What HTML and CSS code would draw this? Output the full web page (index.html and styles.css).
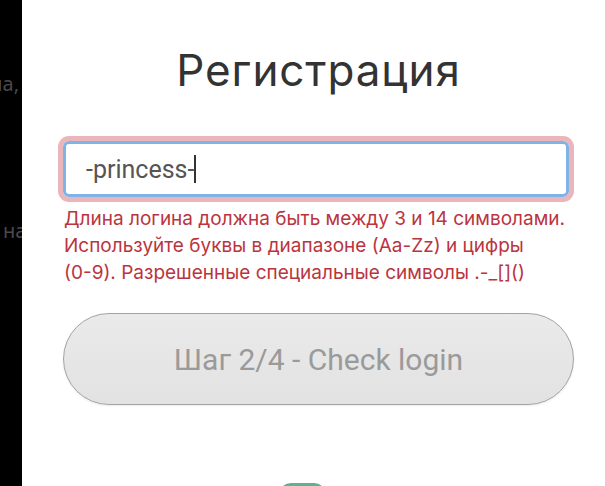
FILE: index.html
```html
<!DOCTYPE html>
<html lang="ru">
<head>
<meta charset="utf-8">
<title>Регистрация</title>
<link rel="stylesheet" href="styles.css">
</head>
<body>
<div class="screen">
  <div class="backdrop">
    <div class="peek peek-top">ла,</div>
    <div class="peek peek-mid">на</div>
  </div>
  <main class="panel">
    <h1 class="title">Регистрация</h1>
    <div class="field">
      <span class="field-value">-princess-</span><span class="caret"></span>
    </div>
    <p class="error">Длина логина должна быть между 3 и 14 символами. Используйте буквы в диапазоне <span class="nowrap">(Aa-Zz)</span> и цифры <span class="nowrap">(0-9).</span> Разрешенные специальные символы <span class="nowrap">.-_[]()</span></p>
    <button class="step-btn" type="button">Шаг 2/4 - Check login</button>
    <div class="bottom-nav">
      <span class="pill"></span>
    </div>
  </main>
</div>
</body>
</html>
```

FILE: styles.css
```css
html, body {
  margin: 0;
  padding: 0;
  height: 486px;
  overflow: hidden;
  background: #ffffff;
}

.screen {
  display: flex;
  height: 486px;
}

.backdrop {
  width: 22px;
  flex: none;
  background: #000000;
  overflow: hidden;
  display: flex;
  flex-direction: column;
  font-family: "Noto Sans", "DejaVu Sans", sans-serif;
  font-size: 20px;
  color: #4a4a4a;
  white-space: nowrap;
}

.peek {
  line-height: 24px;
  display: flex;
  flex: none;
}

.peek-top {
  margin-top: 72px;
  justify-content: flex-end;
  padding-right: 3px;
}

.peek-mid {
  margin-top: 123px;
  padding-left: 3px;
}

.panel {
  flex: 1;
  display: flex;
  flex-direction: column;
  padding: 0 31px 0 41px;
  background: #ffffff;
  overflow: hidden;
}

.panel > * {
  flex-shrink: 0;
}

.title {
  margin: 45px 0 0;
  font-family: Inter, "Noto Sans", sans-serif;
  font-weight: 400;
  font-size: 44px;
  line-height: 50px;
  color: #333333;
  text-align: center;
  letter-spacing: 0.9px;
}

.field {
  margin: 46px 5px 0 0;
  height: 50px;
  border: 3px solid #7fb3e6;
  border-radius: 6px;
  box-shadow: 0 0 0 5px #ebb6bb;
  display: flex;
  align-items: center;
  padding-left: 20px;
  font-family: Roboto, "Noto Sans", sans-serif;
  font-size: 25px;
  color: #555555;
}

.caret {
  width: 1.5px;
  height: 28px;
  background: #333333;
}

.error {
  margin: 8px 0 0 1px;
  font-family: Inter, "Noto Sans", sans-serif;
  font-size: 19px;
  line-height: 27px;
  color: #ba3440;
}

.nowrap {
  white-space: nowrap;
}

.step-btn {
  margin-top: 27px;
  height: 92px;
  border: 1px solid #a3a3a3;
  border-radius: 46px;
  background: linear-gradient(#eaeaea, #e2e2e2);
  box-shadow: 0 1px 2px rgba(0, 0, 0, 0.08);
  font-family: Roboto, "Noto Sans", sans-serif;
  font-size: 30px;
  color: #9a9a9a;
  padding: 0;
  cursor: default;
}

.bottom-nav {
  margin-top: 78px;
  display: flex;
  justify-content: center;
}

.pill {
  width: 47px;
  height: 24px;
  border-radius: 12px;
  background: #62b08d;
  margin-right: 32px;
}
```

__Your instructions__. Working from the lines above, reproduce the material exactly and exclude its pictures.

__Written solution__.
What HTML and CSS code would draw this? Output the full web page (index.html and styles.css).
FILE: index.html
```html
<!DOCTYPE html>
<html lang="ru">
<head>
<meta charset="utf-8">
<title>Регистрация</title>
<link rel="stylesheet" href="styles.css">
</head>
<body>
<div class="screen">
  <div class="backdrop">
    <div class="peek peek-top">ла,</div>
    <div class="peek peek-mid">на</div>
  </div>
  <main class="panel">
    <h1 class="title">Регистрация</h1>
    <div class="field">
      <span class="field-value">-princess-</span><span class="caret"></span>
    </div>
    <p class="error">Длина логина должна быть между 3 и 14 символами. Используйте буквы в диапазоне <span class="nowrap">(Aa-Zz)</span> и цифры <span class="nowrap">(0-9).</span> Разрешенные специальные символы <span class="nowrap">.-_[]()</span></p>
    <button class="step-btn" type="button">Шаг 2/4 - Check login</button>
    <div class="bottom-nav">
      <span class="pill"></span>
    </div>
  </main>
</div>
</body>
</html>
```

FILE: styles.css
```css
html, body {
  margin: 0;
  padding: 0;
  height: 486px;
  overflow: hidden;
  background: #ffffff;
}

.screen {
  display: flex;
  height: 486px;
}

.backdrop {
  width: 22px;
  flex: none;
  background: #000000;
  overflow: hidden;
  display: flex;
  flex-direction: column;
  font-family: "Noto Sans", "DejaVu Sans", sans-serif;
  font-size: 20px;
  color: #4a4a4a;
  white-space: nowrap;
}

.peek {
  line-height: 24px;
  display: flex;
  flex: none;
}

.peek-top {
  margin-top: 72px;
  justify-content: flex-end;
  padding-right: 3px;
}

.peek-mid {
  margin-top: 123px;
  padding-left: 3px;
}

.panel {
  flex: 1;
  display: flex;
  flex-direction: column;
  padding: 0 31px 0 41px;
  background: #ffffff;
  overflow: hidden;
}

.panel > * {
  flex-shrink: 0;
}

.title {
  margin: 45px 0 0;
  font-family: Inter, "Noto Sans", sans-serif;
  font-weight: 400;
  font-size: 44px;
  line-height: 50px;
  color: #333333;
  text-align: center;
  letter-spacing: 0.9px;
}

.field {
  margin: 46px 5px 0 0;
  height: 50px;
  border: 3px solid #7fb3e6;
  border-radius: 6px;
  box-shadow: 0 0 0 5px #ebb6bb;
  display: flex;
  align-items: center;
  padding-left: 20px;
  font-family: Roboto, "Noto Sans", sans-serif;
  font-size: 25px;
  color: #555555;
}

.caret {
  width: 1.5px;
  height: 28px;
  background: #333333;
}

.error {
  margin: 8px 0 0 1px;
  font-family: Inter, "Noto Sans", sans-serif;
  font-size: 19px;
  line-height: 27px;
  color: #ba3440;
}

.nowrap {
  white-space: nowrap;
}

.step-btn {
  margin-top: 27px;
  height: 92px;
  border: 1px solid #a3a3a3;
  border-radius: 46px;
  background: linear-gradient(#eaeaea, #e2e2e2);
  box-shadow: 0 1px 2px rgba(0, 0, 0, 0.08);
  font-family: Roboto, "Noto Sans", sans-serif;
  font-size: 30px;
  color: #9a9a9a;
  padding: 0;
  cursor: default;
}

.bottom-nav {
  margin-top: 78px;
  display: flex;
  justify-content: center;
}

.pill {
  width: 47px;
  height: 24px;
  border-radius: 12px;
  background: #62b08d;
  margin-right: 32px;
}
```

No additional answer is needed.